Let $C(k)$ be the set of club subsets of $k.$ From (1) and (2) we have $ C(k)\supset (C(k))^L.$ Let $R(k)=\{l<k: l=|l|\}.$ From (3), we have $R(k)\subset (R(k))^L.$

So for any $c\in (C(k))^L$ we have $c\in C(k), $ so $\emptyset\ne c\cap R(k)\subset c\cap (R(k))^L.$

Remark. If $k=|k|>\omega$ and $R(k)$ is stationary in $k,$ then $k$ must be weakly inaccessible. Obviously $k$ can't be a successor cardinal. If $k$ is singular then

(i): If $k>cf(k)=\omega $ let $f(n):\omega \to k$ be a co-final strictly increasing map with $f(0)=\omega.$ Let $g(n)=f(n)+1$ for $n\in \omega.$ Then $\{g(n):n\in \omega\}$ is club in $k$ and contains no cardinals.

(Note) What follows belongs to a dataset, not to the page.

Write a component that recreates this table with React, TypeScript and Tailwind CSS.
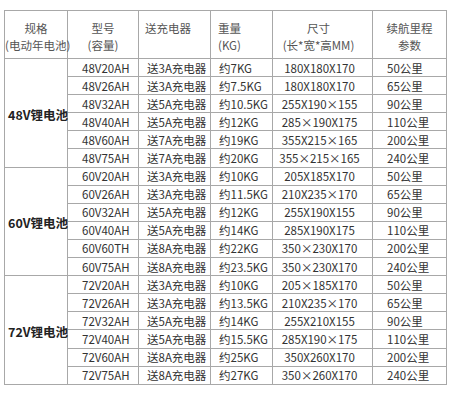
import React from "react";

interface IRow {
  model: string;
  charger: string;
  weight: string;
  size: string;
  range: string;
}

interface IGroup {
  label: string;
  rows: IRow[];
}

const groups: IGroup[] = [
  {
    label: "48V锂电池",
    rows: [
      { model: "48V20AH", charger: "送3A充电器", weight: "约7KG", size: "180X180X170", range: "50公里" },
      { model: "48V26AH", charger: "送3A充电器", weight: "约7.5KG", size: "180X180X170", range: "65公里" },
      { model: "48V32AH", charger: "送5A充电器", weight: "约10.5KG", size: "255X190×155", range: "90公里" },
      { model: "48V40AH", charger: "送5A充电器", weight: "约12KG", size: "285×190X175", range: "110公里" },
      { model: "48V60AH", charger: "送7A充电器", weight: "约19KG", size: "355X215×165", range: "200公里" },
      { model: "48V75AH", charger: "送7A充电器", weight: "约20KG", size: "355×215×165", range: "240公里" },
    ],
  },
  {
    label: "60V锂电池",
    rows: [
      { model: "60V20AH", charger: "送3A充电器", weight: "约10KG", size: "205X185X170", range: "50公里" },
      { model: "60V26AH", charger: "送3A充电器", weight: "约11.5KG", size: "210X235×170", range: "65公里" },
      { model: "60V32AH", charger: "送5A充电器", weight: "约12KG", size: "255X190X155", range: "90公里" },
      { model: "60V40AH", charger: "送5A充电器", weight: "约14KG", size: "285X190X175", range: "110公里" },
      { model: "60V60TH", charger: "送8A充电器", weight: "约22KG", size: "350×230X170", range: "200公里" },
      { model: "60V75AH", charger: "送8A充电器", weight: "约23.5KG", size: "350×230X170", range: "240公里" },
    ],
  },
  {
    label: "72V锂电池",
    rows: [
      { model: "72V20AH", charger: "送3A充电器", weight: "约10KG", size: "205×185X170", range: "50公里" },
      { model: "72V26AH", charger: "送3A充电器", weight: "约13.5KG", size: "210X235×170", range: "65公里" },
      { model: "72V32AH", charger: "送5A充电器", weight: "约14KG", size: "255X210X155", range: "90公里" },
      { model: "72V40AH", charger: "送5A充电器", weight: "约15.5KG", size: "285X190×175", range: "110公里" },
      { model: "72V60AH", charger: "送8A充电器", weight: "约25KG", size: "350X260X170", range: "200公里" },
      { model: "72V75AH", charger: "送8A充电器", weight: "约27KG", size: "350×260X170", range: "240公里" },
    ],
  },
];

const cell = "border border-[#a8a8a8] p-0 leading-[16px] whitespace-nowrap";
const head = "border border-[#a8a8a8] p-0 pt-[9px] align-top leading-[17px] font-normal whitespace-nowrap";

const App = () => {
  return (
    <div className="w-[450px] h-[400px] bg-white pt-[10px] pl-[4px] text-[11.5px] text-[#333] [font-family:'Noto_Sans_CJK_SC','Noto_Sans',sans-serif]">
      <table className="table-fixed w-[442px] border-collapse border border-[#9a9a9a]">
        <colgroup>
          <col className="w-[63px]" />
          <col className="w-[71px]" />
          <col className="w-[72px]" />
          <col className="w-[62px]" />
          <col className="w-[100px]" />
          <col className="w-[74px]" />
        </colgroup>
        <thead>
          <tr className="h-[48px] text-[#555]">
            <th className={`${head} text-center`}>
              规格
              <br />
              (电动年电池)
            </th>
            <th className={`${head} text-center`}>
              型号
              <br />
              (容量)
            </th>
            <th className={`${head} text-left pl-[6px]`}>送充电器</th>
            <th className={`${head} text-left pl-[7px]`}>
              重量
              <br />
              (KG)
            </th>
            <th className={`${head} text-center pr-[8px]`}>
              尺寸
              <br />
              (长*宽*高MM)
            </th>
            <th className={`${head} text-center`}>
              续航里程
              <br />
              参数
            </th>
          </tr>
        </thead>
        <tbody>
          {groups.map((group) =>
            group.rows.map((row, i) => (
              <tr key={row.model} className="h-[18.1px]">
                {i === 0 && (
                  <td
                    rowSpan={group.rows.length}
                    className={`${cell} text-left pl-[3px] pt-[4px] font-bold text-[12.5px] text-[#222]`}
                  >
                    {group.label}
                  </td>
                )}
                <td className={`${cell} pl-[14px]`}>{row.model}</td>
                <td className={`${cell} pl-[8px]`}>{row.charger}</td>
                <td className={`${cell} pl-[8px]`}>{row.weight}</td>
                <td className={`${cell} text-center pr-[6px]`}>{row.size}</td>
                <td className={`${cell} pl-[14px]`}>{row.range}</td>
              </tr>
            ))
          )}
        </tbody>
      </table>
    </div>
  );
};

export default App;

(ii): If $k>cf (k)=l>\omega,$ let $S\subset k$ with $|S|=l$ and $\cup S=k.$ Let $C=\{a\in k: l<a=\cup (a\cap S)\}.$ It is easy to show that $C$ is club in $k.$ For $a\in C$ we have $cf (a)\leq |a\cap S|\leq l<a.$ So $C$ has no regular members.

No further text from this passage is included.